JOB: Tell how many lines in the data below include the word "index". The answer is the number only.

STORED DATA:

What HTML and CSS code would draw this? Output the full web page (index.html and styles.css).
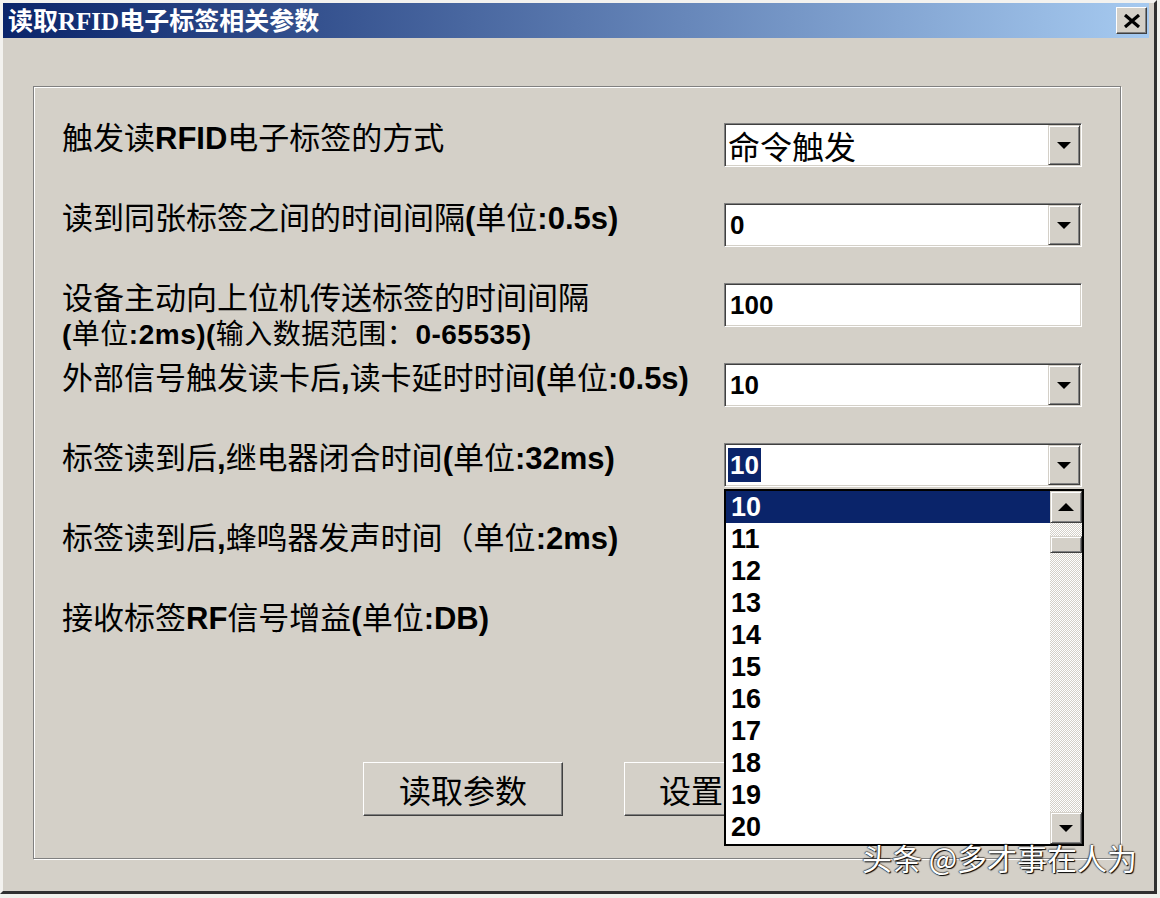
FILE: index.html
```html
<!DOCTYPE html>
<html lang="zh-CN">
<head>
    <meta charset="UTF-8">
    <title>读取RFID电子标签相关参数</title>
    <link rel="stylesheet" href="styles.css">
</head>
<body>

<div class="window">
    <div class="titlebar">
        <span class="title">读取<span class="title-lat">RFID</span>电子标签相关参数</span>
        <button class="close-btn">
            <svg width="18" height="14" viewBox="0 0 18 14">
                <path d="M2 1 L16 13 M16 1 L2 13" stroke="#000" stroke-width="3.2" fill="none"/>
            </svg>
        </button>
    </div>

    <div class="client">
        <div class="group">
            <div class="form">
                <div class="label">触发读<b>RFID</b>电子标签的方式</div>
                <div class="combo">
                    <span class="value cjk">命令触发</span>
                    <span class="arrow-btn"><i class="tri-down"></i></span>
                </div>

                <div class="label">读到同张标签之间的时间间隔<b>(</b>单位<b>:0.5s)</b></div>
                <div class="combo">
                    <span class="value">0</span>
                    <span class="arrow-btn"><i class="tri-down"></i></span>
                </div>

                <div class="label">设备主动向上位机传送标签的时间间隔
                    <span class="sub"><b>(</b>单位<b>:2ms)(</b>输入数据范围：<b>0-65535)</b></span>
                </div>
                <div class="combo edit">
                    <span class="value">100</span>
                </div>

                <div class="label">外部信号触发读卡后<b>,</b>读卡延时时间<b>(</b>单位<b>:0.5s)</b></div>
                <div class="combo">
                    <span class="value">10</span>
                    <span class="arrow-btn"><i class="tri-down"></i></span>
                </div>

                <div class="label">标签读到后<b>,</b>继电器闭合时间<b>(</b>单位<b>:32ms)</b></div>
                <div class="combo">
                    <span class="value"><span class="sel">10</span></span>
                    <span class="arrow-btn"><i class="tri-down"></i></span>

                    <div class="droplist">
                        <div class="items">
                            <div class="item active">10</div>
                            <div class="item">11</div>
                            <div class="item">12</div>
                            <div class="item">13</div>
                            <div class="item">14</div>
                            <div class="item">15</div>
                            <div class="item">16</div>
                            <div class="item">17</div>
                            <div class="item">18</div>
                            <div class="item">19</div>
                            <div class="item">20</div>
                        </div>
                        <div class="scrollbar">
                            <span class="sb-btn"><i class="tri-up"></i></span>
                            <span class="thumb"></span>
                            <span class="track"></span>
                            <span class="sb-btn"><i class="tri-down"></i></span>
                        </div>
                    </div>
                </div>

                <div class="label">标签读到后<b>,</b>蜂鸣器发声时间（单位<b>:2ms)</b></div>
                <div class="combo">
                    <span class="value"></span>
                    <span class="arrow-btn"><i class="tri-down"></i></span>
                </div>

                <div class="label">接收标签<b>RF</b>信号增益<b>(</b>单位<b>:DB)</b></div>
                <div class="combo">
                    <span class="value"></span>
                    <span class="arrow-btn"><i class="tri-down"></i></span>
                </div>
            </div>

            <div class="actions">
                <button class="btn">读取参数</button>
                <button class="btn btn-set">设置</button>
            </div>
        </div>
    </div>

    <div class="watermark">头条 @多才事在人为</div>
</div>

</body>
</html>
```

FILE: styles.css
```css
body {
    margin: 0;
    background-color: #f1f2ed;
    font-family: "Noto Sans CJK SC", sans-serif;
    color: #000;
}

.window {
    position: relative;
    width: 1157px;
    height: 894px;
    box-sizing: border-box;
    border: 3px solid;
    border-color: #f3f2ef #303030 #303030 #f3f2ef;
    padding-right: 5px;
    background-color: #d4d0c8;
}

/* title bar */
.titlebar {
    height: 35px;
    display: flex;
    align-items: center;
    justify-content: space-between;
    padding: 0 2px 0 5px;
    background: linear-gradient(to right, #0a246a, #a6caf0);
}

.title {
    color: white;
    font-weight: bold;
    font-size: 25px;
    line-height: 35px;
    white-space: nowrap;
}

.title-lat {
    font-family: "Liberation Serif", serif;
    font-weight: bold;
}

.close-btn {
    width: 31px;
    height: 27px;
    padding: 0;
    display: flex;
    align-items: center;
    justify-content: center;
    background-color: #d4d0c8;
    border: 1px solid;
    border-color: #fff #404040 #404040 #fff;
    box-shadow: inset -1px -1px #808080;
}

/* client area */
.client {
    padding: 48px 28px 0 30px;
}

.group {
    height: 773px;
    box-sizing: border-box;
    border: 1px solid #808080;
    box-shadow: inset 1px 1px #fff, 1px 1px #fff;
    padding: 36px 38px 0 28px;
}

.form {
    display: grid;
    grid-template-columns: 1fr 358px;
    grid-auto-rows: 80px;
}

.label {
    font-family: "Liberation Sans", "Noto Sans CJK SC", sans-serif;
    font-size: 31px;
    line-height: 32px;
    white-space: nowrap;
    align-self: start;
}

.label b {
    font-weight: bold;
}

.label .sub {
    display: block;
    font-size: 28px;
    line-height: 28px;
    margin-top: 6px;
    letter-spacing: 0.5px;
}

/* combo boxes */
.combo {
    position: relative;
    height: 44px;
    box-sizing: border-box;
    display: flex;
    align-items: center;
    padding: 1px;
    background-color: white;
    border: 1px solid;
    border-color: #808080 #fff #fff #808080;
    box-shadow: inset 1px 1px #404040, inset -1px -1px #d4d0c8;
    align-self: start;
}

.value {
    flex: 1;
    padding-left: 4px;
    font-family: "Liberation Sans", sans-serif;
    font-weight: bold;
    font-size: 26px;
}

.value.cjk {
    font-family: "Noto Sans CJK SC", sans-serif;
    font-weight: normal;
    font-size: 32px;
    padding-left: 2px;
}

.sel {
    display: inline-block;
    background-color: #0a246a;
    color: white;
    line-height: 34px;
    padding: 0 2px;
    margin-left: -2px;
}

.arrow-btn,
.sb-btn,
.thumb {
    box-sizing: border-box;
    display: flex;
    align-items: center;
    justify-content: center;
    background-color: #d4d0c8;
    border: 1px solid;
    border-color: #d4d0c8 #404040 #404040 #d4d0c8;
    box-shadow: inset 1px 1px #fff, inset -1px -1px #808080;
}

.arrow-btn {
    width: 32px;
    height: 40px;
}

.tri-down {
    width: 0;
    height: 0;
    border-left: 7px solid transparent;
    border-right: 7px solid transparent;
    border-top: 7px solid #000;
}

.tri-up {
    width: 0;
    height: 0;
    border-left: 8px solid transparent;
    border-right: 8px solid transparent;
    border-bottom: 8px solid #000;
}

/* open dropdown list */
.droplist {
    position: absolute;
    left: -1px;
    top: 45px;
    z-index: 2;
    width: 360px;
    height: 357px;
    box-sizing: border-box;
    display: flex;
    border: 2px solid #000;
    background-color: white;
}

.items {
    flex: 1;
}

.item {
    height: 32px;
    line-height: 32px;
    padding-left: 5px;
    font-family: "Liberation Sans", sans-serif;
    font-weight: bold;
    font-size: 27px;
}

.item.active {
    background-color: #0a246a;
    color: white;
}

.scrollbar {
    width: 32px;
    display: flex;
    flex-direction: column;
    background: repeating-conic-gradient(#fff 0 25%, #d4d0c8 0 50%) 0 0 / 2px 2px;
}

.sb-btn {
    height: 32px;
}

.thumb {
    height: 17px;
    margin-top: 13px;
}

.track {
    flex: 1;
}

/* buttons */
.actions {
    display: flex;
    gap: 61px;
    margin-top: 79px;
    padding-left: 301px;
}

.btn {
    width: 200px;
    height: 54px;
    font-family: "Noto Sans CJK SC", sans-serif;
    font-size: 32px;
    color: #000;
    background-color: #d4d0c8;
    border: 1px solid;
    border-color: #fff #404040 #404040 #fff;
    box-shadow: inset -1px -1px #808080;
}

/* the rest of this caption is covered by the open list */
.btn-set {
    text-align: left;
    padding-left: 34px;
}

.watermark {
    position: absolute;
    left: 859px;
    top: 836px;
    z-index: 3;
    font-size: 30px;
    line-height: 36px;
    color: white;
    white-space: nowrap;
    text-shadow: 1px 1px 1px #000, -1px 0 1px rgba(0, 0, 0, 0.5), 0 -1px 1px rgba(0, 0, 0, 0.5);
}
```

EXERCISE SOLUTION: 4